Les négociations internationales sur le nucléaire iranien sont dans «les derniers mètres», a estimé jeudi le chef de la diplomatie française Laurent Fabius, revenu à Lausanne rejoindre ses pairs des grandes puissances et de l'Iran, au huitième jour d'un marathon diplomatique harassant.

«On est à quelques mètres de l'arrivée, quelques dizaines de mètres mais on sait aussi que ce sont toujours les plus difficiles», a déclaré un Laurent Fabius inhabituellement confiant à son arrivée à Lausanne, peu avant minuit.

«L'enjeu est très important car il s'agit de la lutte contre la prolifération nucléaire et d'une certaine manière de la réintégration de l'Iran dans la communauté internationale», a déclaré le ministre, tout en précisant qu'il y avait «encore des progrès à faire, en particulier du côté iranien».

«Nous continuons à faire des progrès mais nous n'avons pas encore atteint un compromis politique», avait indiqué plus tôt dans la soirée la porte-parole du Département d'État, précisant que le secrétaire d'État américain John Kerry resterait sur place «au moins jusqu'à jeudi matin».

L'Iran et les grandes puissances (États-Unis, Grande-Bretagne, France, Chine, Russie et Allemagne) tentent de parvenir à un projet d'accord fondamental sur le nucléaire, avant la conclusion d'un texte final d'ici au 30 juin.

La communauté internationale veut brider le programme nucléaire iranien et le contrôler étroitement pour s'assurer que Téhéran ne se dotera jamais de la bombe atomique, en échange d'une levée des sanctions internationales qui étranglent son économie.

En début de soirée, le chef de la diplomatie iranienne Mohammad Javad Zarif avait exhorté les grandes puissances à «saisir le moment et l'opportunité (d'un accord) qui ne se répètera peut-être pas».

Points d'achoppement

Après un an et demi de tractations acharnées, de Genève à Lausanne en passant par Vienne et New York, les discussions butent toujours sur les mêmes problèmes, selon des diplomates occidentaux et iraniens.

Ces deux points sont: les sanctions et la recherche et le développement permettant à l'Iran de développer des centrifugeuses plus performantes.

Les centrifugeuses permettent d'enrichir l'uranium et cette question est au coeur du problème.
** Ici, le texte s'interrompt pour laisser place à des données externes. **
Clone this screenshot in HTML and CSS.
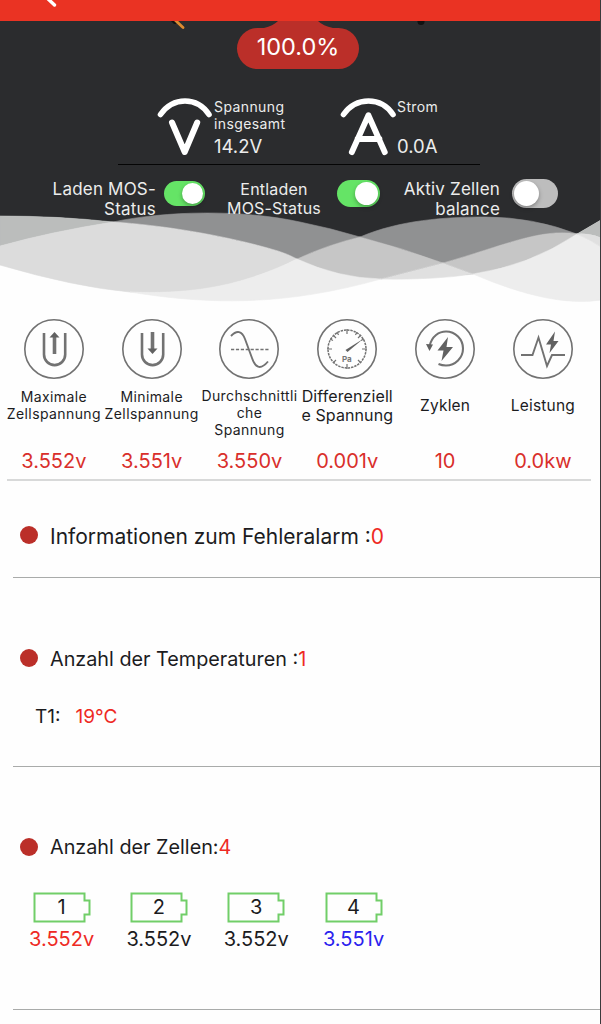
FILE: index.html
```
<!DOCTYPE html>
<html lang="de">
<head>
	<meta charset="utf-8">
	<title>BMS</title>
	<link rel="stylesheet" href="styles.css">
</head>
<body>
	<div class="topbar">
		<svg class="back" width="14" height="10" viewBox="0 0 14 10"><path d="M1-3 9.500 5" stroke="#fff" stroke-width="3.400" stroke-linecap="round"/></svg>
	</div>

	<div class="hero">
		<svg class="gauge" width="300" height="10" viewBox="150 21 300 10">
			<path d="M171 21h6l-1 3h-2z" fill="#111"/>
			<path d="M174 19l9 8.500" stroke="#dc8b30" stroke-width="2.800" stroke-linecap="round"/>
			<path d="M278 21q-5 5-14 7h69q-10-2-15-7z" fill="#bb2f29"/>
			<circle cx="421" cy="21.500" r="3.500" fill="#111"/>
		</svg>
		<div class="soc">100.0%</div>

		<div class="meters">
			<div class="meter">
				<svg width="56" height="60" viewBox="157 96 56 60" fill="none" stroke="#fff" stroke-linecap="round" stroke-linejoin="round">
					<path d="M160.500 114.500q9.500-13.500 24.500-13.500t24 13.500" stroke-width="5.600"/>
					<path d="M172 122.500l12.700 29.500 12.500-29.500" stroke-width="6"/>
				</svg>
				<div class="meter-text">
					<div class="meter-label">Spannung<br>insgesamt</div>
					<div class="meter-value">14.2V</div>
				</div>
			</div>
			<div class="meter">
				<svg width="56" height="60" viewBox="340 96 56 60" fill="none" stroke="#fff" stroke-linecap="round" stroke-linejoin="round">
					<path d="M343.500 114.500q9.500-13.500 25-13.500t24.500 13.500" stroke-width="5.600"/>
					<path d="M351.800 152.200l16.600-37 16.400 37M357.500 139h22" stroke-width="5.800"/>
				</svg>
				<div class="meter-text">
					<div class="meter-label">Strom</div>
					<div class="meter-value">0.0A</div>
				</div>
			</div>
		</div>

		<div class="switches">
			<div class="switch-label charge">Laden MOS-<br>Status</div>
			<div class="switch on charge-switch"></div>
			<div class="switch-label discharge">Entladen<br>MOS-Status</div>
			<div class="switch on discharge-switch"></div>
			<div class="switch-label balance">Aktiv Zellen<br>balance</div>
			<div class="switch balance-switch"></div>
		</div>
	</div>

	<svg class="waves" width="600" height="94" viewBox="0 210 600 94">
		<path d="M0 216Q60 216 113 222Q205 230 297 259L380 279 473 274Q525 263 577 234L601 220V304H0z" fill="#fefefe"/>
		<g stroke-width=".6">
			<path d="M0 216Q60 216 113 222Q50 232 0 246z" fill="#bbbdbc" stroke="#bbbdbc"/>
			<path d="M113 222C165 211 240 209 300 222Q330 228 360 237Q327 245 297 259Q288 254 278 251C225 235 160 225 113 222z" fill="#909192" stroke="#909192"/>
			<path d="M360 237C400 220 445 217 485 217Q533 217 577 234C540 228 503 246 443 263Q402 248 360 237z" fill="#909192" stroke="#909192"/>
			<path d="M0 246Q50 232 113 222C160 225 225 235 278 251Q288 254 297 259C235 290 180 294 130 292Q75 287 0 265z" fill="#dcdcdc" stroke="#dcdcdc"/>
			<path d="M297 259Q327 245 360 237Q402 248 443 263L381 279Q338 278 297 259z" fill="#c6c6c6" stroke="#c6c6c6"/>
			<path d="M443 263C503 246 540 228 577 234Q529 266 473 274z" fill="#c6c6c6" stroke="#c6c6c6"/>
			<path d="M381 279L443 263 473 274Q435 280 381 279z" fill="#e0e0e0" stroke="#e0e0e0"/>
			<path d="M130 292C180 294 235 290 297 259Q338 278 381 279C285 306 210 305 130 292z" fill="#ededed" stroke="#ededed"/>
			<path d="M473 274Q529 266 577 234Q591 240 601 247V300Q552 308 473 274z" fill="#ededed" stroke="#ededed"/>
			<path d="M577 234L601 220V238Q590 233 577 234z" fill="#bbbdbc" stroke="#bbbdbc"/>
			<path d="M577 234Q590 233 601 238V247Q591 240 577 234z" fill="#e0e0e0" stroke="#e0e0e0"/>
		</g>
	</svg>

	<div class="stats">
		<div class="stat">
			<svg class="stat-icon" viewBox="0 0 60 60">
				<circle cx="30" cy="30" r="29.200"/>
				<path d="M20 14v21.500a10.600 10.600 0 0 0 21.200 0V14" stroke-width="2.600"/>
				<path d="M30.500 35V17" stroke-width="3.600"/>
				<path class="solid" d="M30.500 13l5 5.500h-10z"/>
			</svg>
			<div class="stat-label">Maximale<br>Zellspannung</div>
			<div class="stat-value">3.552v</div>
		</div>
		<div class="stat">
			<svg class="stat-icon" viewBox="0 0 60 60">
				<circle cx="30" cy="30" r="29.200"/>
				<path d="M20 14v21.500a10.600 10.600 0 0 0 21.200 0V14" stroke-width="2.600"/>
				<path d="M30.500 13v18" stroke-width="3.600"/>
				<path class="solid" d="M30.500 35l5-5.500h-10z"/>
			</svg>
			<div class="stat-label">Minimale<br>Zellspannung</div>
			<div class="stat-value">3.551v</div>
		</div>
		<div class="stat">
			<svg class="stat-icon" viewBox="0 0 60 60">
				<circle cx="30" cy="30" r="29.200"/>
				<path d="M12 17C18 10.500 23 12 26 20l7 19c3 9 8 13 16 3.500" stroke-width="1.900"/>
				<path d="M12 30.500h38" stroke-width="1.600" stroke-dasharray="3.200 1.700"/>
			</svg>
			<div class="stat-label average">Durchschnittli<br>che<br>Spannung</div>
			<div class="stat-value">3.550v</div>
		</div>
		<div class="stat">
			<svg class="stat-icon" viewBox="0 0 60 60">
				<circle cx="30" cy="30" r="29.200"/>
				<circle cx="30" cy="30" r="19" stroke-width="1.500" stroke-dasharray="2.400 .9"/>
				<path d="M30 10v5M30 45v5M10 30h5M45 30h5M16 16l3 3M41 41l3 3M16 44l3-3M41 19l3-3M20 13l1.500 3M40 13l-1.500 3M13 20l3 1.500M47 20l-3 1.500" stroke-width="1.200"/>
				<path class="solid" d="M46 20L30.500 33l-2-2z"/>
				<text x="25" y="43">Pa</text>
			</svg>
			<div class="stat-label difference">Differenziell<br>e Spannung</div>
			<div class="stat-value">0.001v</div>
		</div>
		<div class="stat">
			<svg class="stat-icon" viewBox="0 0 60 60">
				<circle cx="30" cy="30" r="29.200"/>
				<path d="M14.500 27C17 17 24 12.500 31 12.500a17 17 0 0 1 0 34q-4 0-7.500-1.500" stroke-width="2.100"/>
				<path class="solid" d="M11 25l7 .5-3.500 6.500zM33 18l-10.500 13.500h6L26.500 42 38 28h-6.500z"/>
			</svg>
			<div class="stat-label single">Zyklen</div>
			<div class="stat-value">10</div>
		</div>
		<div class="stat">
			<svg class="stat-icon" viewBox="0 0 60 60">
				<circle cx="30" cy="30" r="29.200"/>
				<path d="M8 36h11.500l6-17.500L34 47l5-11h13" stroke-width="1.900"/>
				<path class="solid" d="M42 12.500L33 25.500h5L36.500 34 45.500 22H40.500z"/>
			</svg>
			<div class="stat-label single">Leistung</div>
			<div class="stat-value">0.0kw</div>
		</div>
	</div>

	<div class="section alarm">
		<div class="section-title"><i class="dot"></i><span>Informationen zum Fehleralarm :<b>0</b></span></div>
	</div>

	<div class="section temps">
		<div class="section-title"><i class="dot"></i><span class="clipped">Anzahl der Temperaturen :<b>1</b></span></div>
		<div class="temp"><span>T1:</span><b>19°C</b></div>
	</div>

	<div class="section cells">
		<div class="section-title"><i class="dot"></i><span>Anzahl der Zellen:<b>4</b></span></div>
		<div class="cell-list">
			<div class="cell max">
				<div class="battery"><svg viewBox="0 0 58 31"><path d="M1.500 1.500h50v7h5v14h-5v7h-50z"/></svg><span>1</span></div>
				<div class="cell-value">3.552v</div>
			</div>
			<div class="cell">
				<div class="battery"><svg viewBox="0 0 58 31"><path d="M1.500 1.500h50v7h5v14h-5v7h-50z"/></svg><span>2</span></div>
				<div class="cell-value">3.552v</div>
			</div>
			<div class="cell">
				<div class="battery"><svg viewBox="0 0 58 31"><path d="M1.500 1.500h50v7h5v14h-5v7h-50z"/></svg><span>3</span></div>
				<div class="cell-value">3.552v</div>
			</div>
			<div class="cell min">
				<div class="battery"><svg viewBox="0 0 58 31"><path d="M1.500 1.500h50v7h5v14h-5v7h-50z"/></svg><span>4</span></div>
				<div class="cell-value">3.551v</div>
			</div>
		</div>
	</div>
</body>
</html>
```
FILE: styles.css
```
*,
*::after {
	box-sizing: border-box;
}
body {
	margin: 0;
	height: 1024px;
	overflow: hidden;
	background: #fefefe;
	border-right: 1px solid #3a3a3c;
	font-family: Inter, "Liberation Sans", sans-serif;
	color: #1c1c1e;
}
svg {
	display: block;
	flex: none;
}
b {
	font-weight: 400;
	color: #ee2a24;
}

.topbar {
	height: 21px;
	background: #ea3323;
}
.back {
	margin-left: 45px;
}

.hero {
	height: 189px;
	background: #2b2c2e;
	color: #ececec;
}
.gauge {
	margin-left: 150px;
}
.soc {
	width: 122px;
	height: 41px;
	margin: -3px 0 0 237px;
	border-radius: 21px;
	background: #bb2f29;
	color: #fff;
	font-size: 23.500px;
	line-height: 38px;
	text-align: center;
}
.meters {
	display: flex;
	width: 362px;
	height: 96px;
	margin-left: 118px;
	padding: 27px 0 0 39px;
	border-bottom: 1px solid #050505;
}
.meter {
	flex: none;
	display: flex;
	gap: 1px;
	width: 183px;
}
.meter-text {
	padding-top: 2px;
}
.meter-label {
	height: 36px;
	font-size: 14px;
	line-height: 17px;
	letter-spacing: .4px;
}
.meter-value {
	font-size: 18.500px;
	line-height: 24px;
}

.switches {
	display: flex;
	position: relative;
	z-index: 1;
	padding-top: 14px;
}
.switch-label {
	font-size: 17px;
	line-height: 20px;
	letter-spacing: .2px;
	text-align: right;
	white-space: nowrap;
}
.charge {
	width: 156px;
}
.discharge {
	width: 116px;
	padding-top: 1px;
	font-size: 16px;
	line-height: 19px;
	text-align: center;
	margin-left: 11px;
}
.balance {
	width: 108px;
	margin-left: 12px;
}
.switch {
	border-radius: 15px;
	background: #bdbdbd;
}
.switch::after {
	content: "";
	display: block;
	height: 100%;
	aspect-ratio: 1;
	border: 2px solid transparent;
	border-radius: 50%;
	background: #fff;
	background-clip: padding-box;
	filter: drop-shadow(0 2px 2px rgba(0, 0, 0, .3));
}
.switch.on {
	background: #65e466;
}
.switch.on::after {
	margin-left: auto;
}
.charge-switch {
	width: 41px;
	height: 25px;
	margin: 2px 0 0 8px;
}
.discharge-switch {
	width: 43px;
	height: 27px;
	margin: 1px 0 0 5px;
}
.balance-switch {
	width: 46px;
	height: 29px;
	margin-left: 12px;
}
.waves {
	background: #2b2c2e;
}

.stats {
	display: flex;
	width: 584px;
	height: 177px;
	margin-left: 7px;
	padding-top: 15px;
	border-bottom: 2px solid #d8d9d9;
}
.stat {
	flex: none;
	width: 97.800px;
	display: flex;
	flex-direction: column;
	align-items: center;
	margin-left: -2px;
	margin-right: 2px;
}
.stat-icon {
	width: 60px;
	height: 60px;
	fill: none;
	stroke: #727272;
	stroke-width: 1.600;
}
.stat-icon .solid {
	fill: #616161;
	stroke: none;
}
.stat-icon text {
	font-size: 8px;
	font-weight: 700;
	fill: #777;
	stroke: none;
}
.stat-label {
	height: 72px;
	padding-top: 9px;
	font-size: 14px;
	line-height: 17px;
	letter-spacing: .4px;
	text-align: center;
	white-space: nowrap;
}
.average {
	padding-top: 8px;
}
.difference {
	font-size: 16px;
	line-height: 19px;
	letter-spacing: .1px;
	padding-top: 8px;
}
.single {
	padding-top: 18px;
	font-size: 15.500px;
	letter-spacing: .2px;
}
.stat-value {
	font-size: 20px;
	line-height: 20px;
	color: #d92f2b;
}

.section {
	margin-left: 13px;
	padding-left: 7px;
	border-bottom: 1px solid #a9abaa;
}
.alarm {
	height: 97px;
	padding-top: 43px;
}
.alarm .dot {
	margin-bottom: 4px;
}
.temps {
	height: 189px;
	padding-top: 67px;
}
.cells {
	height: 243px;
	padding-top: 67px;
}
.section-title {
	display: flex;
	align-items: center;
	height: 26px;
	font-size: 21px;
	line-height: 26px;
	gap: 12px;
	white-space: nowrap;
}
.temps .section-title,
.cells .section-title {
	font-size: 19.800px;
}
.dot {
	width: 18px;
	height: 18px;
	border-radius: 50%;
	background: #bb2f29;
}
/* the title line is cut just under the baseline */
.clipped {
	height: 22px;
	line-height: 24px;
	overflow: hidden;
}
.temp {
	display: flex;
	gap: 15px;
	margin: 34px 0 0 15px;
	font-size: 19px;
	line-height: 24px;
}
.cell-list {
	display: flex;
	margin: 32px 0 0 -7px;
}
.cell {
	width: 97.300px;
	text-align: center;
}
.battery {
	display: grid;
	justify-content: center;
}
.battery svg,
.battery span {
	grid-area: 1 / 1;
}
.battery svg {
	width: 58px;
	height: 31px;
	fill: none;
	stroke: #71ce68;
	stroke-width: 2;
}
.battery span,
.cell-value {
	font-size: 20px;
	line-height: 31px;
}
.cell-value {
	padding-top: 1px;
}
.max .cell-value {
	color: #ee2a24;
}
.min .cell-value {
	color: #2b22ee;
}
```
Enrichi à 90%, l'uranium est destiné à la fabrication d'une bombe atomique, et la communauté internationale soupçonne Téhéran de vouloir acquérir cette arme, ce que l'Iran a toujours démenti.

L'autre difficulté concerne les sanctions, américaines, européennes et surtout onusiennes, dont Téhéran réclame la levée rapide dès la conclusion d'un accord.

«Ils veulent savoir précisément comment elles seront suspendues, abrogées, dans quel ordre, lesquelles...», a expliqué un diplomate du P5 +1, le groupe des grandes puissances.

La levée -progressive ou immédiate- des sanctions, la façon de les réimposer en cas de violations de ses engagements par l'Iran sont également discutées au sein du P5 +1, où Russes et Chinois, traditionnellement hostiles aux sanctions, sont plus disposés à les alléger rapidement que d'autres (États-Unis, France).

Cacophonie

Dans la nuit de mardi à mercredi, alors qu'expirait la date butoir théorique pour un accord,  une certaine cacophonie entre membres du P5+1 avait éclaté  après la suspension d'une énième plénière entre grandes puissances et Iran. Chaque délégation était allée de son commentaire, les uns très optimistes évoquant un accord en vue, d'autres démentant et faisant état de blocages persistants.

M. Zarif ne s'est d'ailleurs pas privé de relever mercredi que l'Iran discutait «en même temps avec six pays qui ont des intérêts différents, des positions différentes, des relations différentes avec la République islamique, et parfois des différences de vue» entre eux.

À Berlin, la chancelière allemande Angela Merkel s'est voulue optimiste. «Je crois qu'une grande partie du chemin a été faite», a-t-elle dit.

Même tonalité à la Maison-Blanche : «Nous avons le sentiment que les discussions continuent à être productives» a déclaré Josh Earnest, porte-parole de l'exécutif américain, précisant que le président Barack Obama avait été informé de l'avancée des négociations mercredi matin.

Mais l'incertitude sur l'issue des pourparlers a poussé le premier ministre israélien Benjamin Nétanyahou, virulent opposant à tout compromis avec l'Iran, à dénoncer la possibilité d'«un mauvais accord qui mettrait en danger Israël, le Moyen-Orient et la paix dans le monde».